Roma Ransom began as a musical group after Grace Anne Easley and Gordon Ralph Dean Lewis began busking on the streets of Springfield, Mo. The two fell in love and took their act on the road, traveling throughout the U.S. They eventually relocated to Colorado Springs in 2011 for more musical opportunities. Their love of diverse music from every culture led them to emulate the sounds of different genres including country, pop, R&B, reggae, klezmer, Balkan, classical, avant garde, contemporary, jazz, cha-cha, rumba, Nepalese/Tibetan, Middle Eastern, gypsy, funk, and soul. They feel their music is best described as eclectic Bohemian world-psych-folk. The music coincides with the fair’s hours of 10 a.m. to 5 p.m.
The Paragon Gallery will have three permanent memberships open this year for local artists. “The gallery will hold a jury for new members and we ask artists to submit an application with art examples. Everyone takes a turn working at the gallery in order to keep expenses down,” says Craver. This enables Paragon to pay rent, do general upkeep, and give artist members a larger percentage for their sold works of art. Artists interested in joining the collective should apply as soon as possible since the decision process will begin by the end of September. Applicants can stop into the gallery from 10 a.m. to 9 p.m. daily in the Old Town Hall on Elk Ave. at Second Street, go online to the website (paragonartgallery.com) or call the gallery for more information at (970) 349-6484. Paragon closes for six weeks during the off-season, reopening around Thanksgiving.

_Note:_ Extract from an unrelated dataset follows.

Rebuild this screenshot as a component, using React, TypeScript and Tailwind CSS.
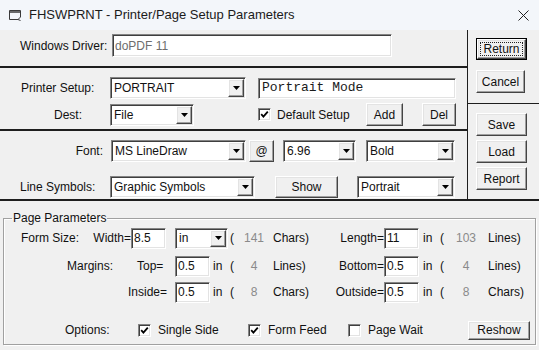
import React from "react";

const SUNKEN =
  "border border-t-[#848484] border-l-[#848484] border-b-white border-r-white shadow-[inset_1px_1px_0_#3f3f3f,inset_-1px_-1px_0_#e3e3e3]";
const RAISED =
  "border border-t-white border-l-white border-b-[#444444] border-r-[#444444] shadow-[inset_-1px_-1px_0_#a0a0a0,inset_1px_1px_0_#e3e3e3]";

function Arrow() {
  return (
    <svg width="7" height="4" viewBox="0 0 7 4">
      <path d="M0 0H7L3.5 4Z" fill="#000" />
    </svg>
  );
}

function Combo({ cls, text }: { cls: string; text: string }) {
  return (
    <div className={`flex shrink-0 bg-white ${SUNKEN} ${cls}`}>
      <div className="flex flex-1 items-center overflow-hidden whitespace-nowrap pl-[3px] text-[12px] leading-[14px]">
        {text}
      </div>
      <div
        className={`my-[1px] mr-[1px] flex w-[16px] items-center justify-center bg-[#f0f0f0] ${RAISED}`}
      >
        <Arrow />
      </div>
    </div>
  );
}

function TextBox({
  cls,
  children,
}: {
  cls: string;
  children: React.ReactNode;
}) {
  return (
    <div
      className={`flex shrink-0 items-center overflow-hidden whitespace-nowrap bg-white pl-[2px] ${SUNKEN} ${cls}`}
    >
      {children}
    </div>
  );
}

function Btn({ cls, children }: { cls: string; children: React.ReactNode }) {
  return (
    <div
      role="button"
      className={`flex shrink-0 items-center justify-center bg-[#f0f0f0] text-[12px] leading-[14px] text-[#111] ${RAISED} ${cls}`}
    >
      {children}
    </div>
  );
}

function Check({ checked }: { checked: boolean }) {
  return (
    <div
      className={`flex h-[13px] w-[13px] shrink-0 items-center justify-center bg-white ${SUNKEN}`}
    >
      {checked && (
        <svg width="9" height="9" viewBox="0 0 9 9">
          <path
            d="M1.2 4.2L3.4 6.6L7.8 1.6"
            stroke="#000"
            strokeWidth="1.8"
            fill="none"
          />
        </svg>
      )}
    </div>
  );
}

const GREY = "text-[#8a8a8a]";

export default function App() {
  return (
    <div className="flex h-[350px] w-[539px] flex-col overflow-hidden bg-[#f0f0f0] font-['Liberation_Sans',Arial,sans-serif] text-[12px] leading-[14px] text-[#111]">
      {/* Title bar */}
      <div className="flex h-[30px] shrink-0 items-center bg-[#f3f6fa]">
        <svg
          className="ml-[8px] shrink-0"
          width="14"
          height="12"
          viewBox="0 0 14 12"
          fill="none"
          stroke="#3a3a3a"
          strokeWidth="1"
        >
          <path d="M1.5 1.5H12.5V8L10 10.5H1.5Z" />
          <path d="M1.5 3H12.5" strokeWidth="1.5" />
          <path d="M10 10.5L12.5 11.5" />
        </svg>
        <span className="ml-[7px] text-[13px] leading-[16px] text-[#1b1b1b]">
          FHSWPRNT - Printer/Page Setup Parameters
        </span>
        <svg
          className="ml-auto mr-[10px] shrink-0"
          width="11"
          height="11"
          viewBox="0 0 11 11"
          stroke="#222"
          strokeWidth="1"
        >
          <path d="M0.5 0.5L10.5 10.5M10.5 0.5L0.5 10.5" />
        </svg>
      </div>

      {/* Upper area */}
      <div className="flex h-[171px] shrink-0 border-b-2 border-[#1e1e1e]">
        {/* Left panel */}
        <div className="flex w-[468px] shrink-0 flex-col border-r border-[#1e1e1e]">
          {/* Section 1 */}
          <div className="h-[38px] shrink-0 border-b-2 border-[#1e1e1e] pt-[4px]">
            <div className="flex h-[23px] items-center">
              <div className="w-[112px] shrink-0 whitespace-nowrap pl-[20px]">
                Windows Driver:
              </div>
              <TextBox cls="w-[280px] h-[23px]">
                <span className="text-[#6d6d6d]">doPDF 11</span>
              </TextBox>
            </div>
          </div>

          {/* Section 2 */}
          <div className="h-[63px] shrink-0 border-b-2 border-[#1e1e1e] pt-[9px]">
            <div className="flex h-[22px] items-center">
              <div className="w-[110px] shrink-0 whitespace-nowrap pl-[21px]">
                Printer Setup:
              </div>
              <Combo cls="w-[136px] h-[22px]" text="PORTRAIT" />
              <div className="w-[12px] shrink-0" />
              <TextBox cls="w-[198px] h-[21px]">
                <span className="pl-[1px] font-['Liberation_Mono',monospace] text-[13px] text-[#1a1a1a]">
                  Portrait Mode
                </span>
              </TextBox>
            </div>
            <div className="mt-[4px] flex h-[23px] items-center">
              <div className="w-[110px] shrink-0 pr-[28px] text-right">
                Dest:
              </div>
              <Combo cls="w-[84px] h-[22px]" text="File" />
              <div className="w-[64px] shrink-0" />
              <Check checked />
              <div className="w-[95px] shrink-0 whitespace-nowrap pl-[6px]">
                Default Setup
              </div>
              <Btn cls="w-[37px] h-[23px]">Add</Btn>
              <div className="w-[19px] shrink-0" />
              <Btn cls="w-[34px] h-[23px]">Del</Btn>
            </div>
          </div>

          {/* Section 3 */}
          <div className="flex-1 pt-[9px]">
            <div className="flex h-[22px] items-center">
              <div className="w-[111px] shrink-0 pr-[8px] text-right">
                Font:
              </div>
              <Combo cls="w-[135px] h-[22px]" text="MS LineDraw" />
              <div className="w-[3px] shrink-0" />
              <Btn cls="w-[25px] h-[22px]">@</Btn>
              <div className="w-[9px] shrink-0" />
              <Combo cls="w-[73px] h-[22px]" text="6.96" />
              <div className="w-[10px] shrink-0" />
              <Combo cls="w-[89px] h-[22px]" text="Bold" />
            </div>
            <div className="mt-[14px] flex h-[22px] items-center">
              <div className="w-[110px] shrink-0 whitespace-nowrap pl-[20px]">
                Line Symbols:
              </div>
              <Combo cls="w-[145px] h-[22px]" text="Graphic Symbols" />
              <div className="w-[20px] shrink-0" />
              <Btn cls="w-[63px] h-[22px]">Show</Btn>
              <div className="w-[19px] shrink-0" />
              <Combo cls="w-[98px] h-[22px]" text="Portrait" />
            </div>
          </div>
        </div>

        {/* Right panel */}
        <div className="flex flex-1 flex-col">
          <div className="h-[74px] shrink-0 border-b border-[#1e1e1e] pt-[8px]">
            <div className="ml-[8px] flex h-[22px] w-[51px] border border-black">
              <div
                role="button"
                className={`flex flex-1 bg-[#f0f0f0] p-[2px] ${RAISED}`}
              >
                <span className="flex flex-1 items-center justify-center self-stretch border border-dotted border-[#222]">
                  Return
                </span>
              </div>
            </div>
            <div className="ml-[8px] mt-[10px]">
              <Btn cls="w-[49px] h-[23px]">Cancel</Btn>
            </div>
          </div>
          <div className="flex flex-col pl-[8px] pt-[9px]">
            <Btn cls="w-[51px] h-[23px]">Save</Btn>
            <div className="h-[4px]" />
            <Btn cls="w-[51px] h-[23px]">Load</Btn>
            <div className="h-[4px]" />
            <Btn cls="w-[51px] h-[23px]">Report</Btn>
          </div>
        </div>
      </div>

      {/* Page Parameters group */}
      <fieldset className="mx-[3px] mt-[10px] border border-[#a0a0a0] p-0 pb-[4px] shadow-[inset_1px_1px_0_#ffffff,1px_1px_0_#ffffff]">
        <legend className="ml-[8px] px-[1px] text-[12px] leading-[14px]">
          Page Parameters
        </legend>

        {/* Row 1 */}
        <div className="mt-[2px] flex h-[22px] items-center whitespace-nowrap">
          <div className="w-[86px] shrink-0 pl-[17px]">Form Size:</div>
          <div className="w-[41px] shrink-0 text-right">Width=</div>
          <TextBox cls="w-[35px] h-[21px]">8.5</TextBox>
          <div className="w-[9px] shrink-0" />
          <Combo cls="w-[53px] h-[21px]" text="in" />
          <div className="w-[14px] shrink-0 pl-[2px]">(</div>
          <div className={`w-[24px] shrink-0 text-center ${GREY}`}>141</div>
          <div className="w-[62px] shrink-0 pl-[7px]">Chars)</div>
          <div className="w-[56px] shrink-0 text-right">Length=</div>
          <TextBox cls="w-[35px] h-[21px]">11</TextBox>
          <div className="w-[21px] shrink-0 pl-[4px]">in</div>
          <div className="w-[14px] shrink-0">(</div>
          <div className={`w-[24px] shrink-0 text-center ${GREY}`}>103</div>
          <div className="shrink-0 pl-[10px]">Lines)</div>
        </div>

        {/* Row 2 */}
        <div className="mt-[6px] flex h-[22px] items-center whitespace-nowrap">
          <div className="w-[133px] shrink-0 pl-[63px]">Margins:</div>
          <div className="w-[38px] shrink-0">Top=</div>
          <TextBox cls="w-[35px] h-[21px]">0.5</TextBox>
          <div className="w-[18px] shrink-0 pl-[3px]">in</div>
          <div className="w-[14px] shrink-0 pl-[2px]">(</div>
          <div className={`w-[24px] shrink-0 text-center ${GREY}`}>4</div>
          <div className="w-[62px] shrink-0 pl-[7px]">Lines)</div>
          <div className="w-[56px] shrink-0 text-right">Bottom=</div>
          <TextBox cls="w-[35px] h-[21px]">0.5</TextBox>
          <div className="w-[21px] shrink-0 pl-[4px]">in</div>
          <div className="w-[14px] shrink-0">(</div>
          <div className={`w-[24px] shrink-0 text-center ${GREY}`}>4</div>
          <div className="shrink-0 pl-[10px]">Lines)</div>
        </div>

        {/* Row 3 */}
        <div className="mt-[4px] flex h-[22px] items-center whitespace-nowrap">
          <div className="w-[171px] shrink-0 pl-[124px]">Inside=</div>
          <TextBox cls="w-[35px] h-[21px]">0.5</TextBox>
          <div className="w-[18px] shrink-0 pl-[3px]">in</div>
          <div className="w-[14px] shrink-0 pl-[2px]">(</div>
          <div className={`w-[24px] shrink-0 text-center ${GREY}`}>8</div>
          <div className="w-[62px] shrink-0 pl-[7px]">Chars)</div>
          <div className="w-[56px] shrink-0 text-right">Outside=</div>
          <TextBox cls="w-[35px] h-[21px]">0.5</TextBox>
          <div className="w-[21px] shrink-0 pl-[4px]">in</div>
          <div className="w-[14px] shrink-0">(</div>
          <div className={`w-[24px] shrink-0 text-center ${GREY}`}>8</div>
          <div className="shrink-0 pl-[10px]">Chars)</div>
        </div>

        {/* Row 4 */}
        <div className="mt-[17px] flex h-[20px] items-center whitespace-nowrap">
          <div className="w-[134px] shrink-0 pl-[61px]">Options:</div>
          <Check checked />
          <div className="w-[97px] shrink-0 pl-[7px]">Single Side</div>
          <Check checked />
          <div className="w-[87px] shrink-0 pl-[7px]">Form Feed</div>
          <Check checked={false} />
          <div className="w-[107px] shrink-0 pl-[7px]">Page Wait</div>
          <Btn cls="w-[62px] h-[19px]">Reshow</Btn>
        </div>
      </fieldset>
    </div>
  );
}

Craven hopes the turn-out is once again stellar this year, saying, “It means a lot to all the artists to have the support and we keep it as affordable as possible for the artists. They put their heart and soul into the art they make. We get good feedback from the town because we keep it so small, fun for the whole family and we’re dog-friendly.” And that’s what makes the People’s Fair truly local.